I had learned to machine quilt them on my domestic machine but it was such a chore. I dreamed of having a longarm but we didn’t have the money. At the time, I only knew of APQS machines and they were $10,000. There was no way we could afford that.
Fast forward a couple of years…Quilting was still my hobby. I had resorted to tying quilts. I just hated it. I wanted my quilts machine quilted. I more or less quit sewing because I couldn’t make the quilts like I wanted them.
Then one day I went into Quilters Window in New Hampton Iowa. They sell Pfaff machines and there was something there called a mid-arm. I could get the machine and the frame for about $3000. WHAT!! REALLY?? I thought we might be able to afford that. Oh, I wanted one. I wanted one badly. I told my husband about it when I got home and we bought one within the month. I was SO INCREDIBLY EXCITED!!
Here it was…
I was so happy to have it and for about three years, it was a great little setup. I was making quilts right and left and my daughter Kelli stared quilting too. I was in heaven.
Then the machine started having trouble ALL OF THE TIME. I was having thread breakage ALL OF THE TIME…unless I wasn’t. For some reason the next quilt I did, it would work fine. I was miserable. By then we started having quilts published in magazines. I can’t tell you how many times I dragged my husband upstairs to try to help me figure out what was wrong. I took the machine in…no luck. But…again, no money to do anything else.
About then, my Dad passed away and left me with a little bit of money. After about the fifth crying session in two weeks my husband said, “That’s it.” He told me to take some of the money and get a new machine. I wouldn’t. I didn’t want to spend my parent’s money. I felt so uncomfortable about it.
Then my husband said- Remember how your Dad used to give $10 to this organization and $20 to that organization? Why don’t you just do come charity quilting with the machine and think of it as all of the $10 and $20 gifts your dad regularly gave away…so began the want for me do charity quilting. I could justify the machine then and I felt MUCH better.
I had a couple more crying sessions fighting the old machine until I made the final decision that I was getting a machine. Then the wonder was which machine. Two of the local quilt shops had APQS machines. At the time I was reading Bonnie’s blog at Quiltville and Judy’s blog at Patchwork Times. Both of them had APQS machines. They were an Iowa company too so I made the decision to get an APQS. There was a shop an hour north of me that had them on the floor and I could try them out…so I did…and I bought an APQS Millenium in 2012. Mine was a refurbished machine. I’d do that again in a heartbeat.

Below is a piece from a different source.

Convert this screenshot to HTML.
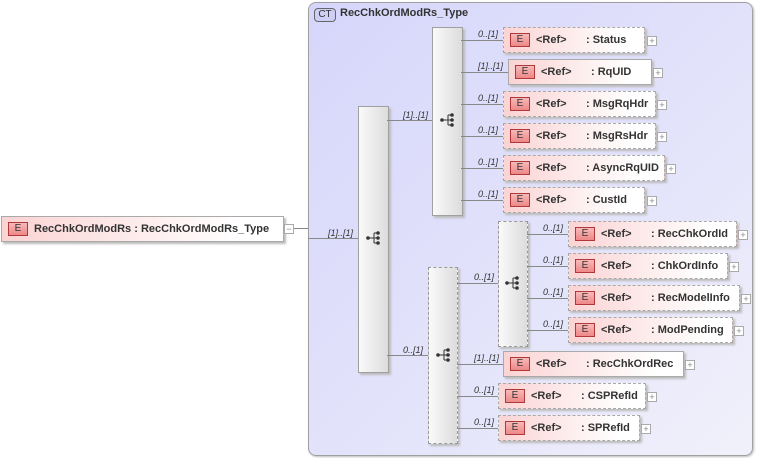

Here she is the day she was delivered.
That’s how I got into longarming.
I don’t longarm for others as a profession. Occasionally I do quilts for a few friends but not often. I don’t like the pressure of needing to feel perfect and I hate people criticizing my work. Nope. Not for me.
I don’t regret buying one…I very much enjoy owning one.
My machine is a workhorse. I rarely have had any problems with it at all. I have a thread or two breaks occasionally but it’s not troublesome. I don’t cry at the machine. I think in the 11 years I’ve had the machine I’ve only cried twice…that’s great in my book!!
If anyone is at all thinking about getting a longarm I would say this. Buy a machine from a company that specializes in longarms. APQS has only every made longarms. They know what they doing…they are the specialist. I do not recommend buying a midarm machine from Pfaff or other companies that have both domestic and midarms/longarms. They are dividing their attention between too many different products. If you’re spending that much money, go the extra and buy the best.
As I am aging I am often tempted to get a computerized machine. It would be an APQS again. My shoulder gets the brunt of things if I do too many quilts in a row or am at the machine for a long time…but again, that’s a little out of reach right now. It’s on my list to think about though. I feel like if I had a computerized one it might free up a little time and I could sneak in a few more charity quilts. It’s nothing I need or have to have but if I made a list of 5 higher-priced things I blow money on it would make the list. I’m content with what I have though. I do have an account that I’m throwing any unexpected money into with the intention of someday possibly getting a computerized machine…but if I never get one…that’s totally okay.
And that’s the story of how I started longarming…THANKS for the question!!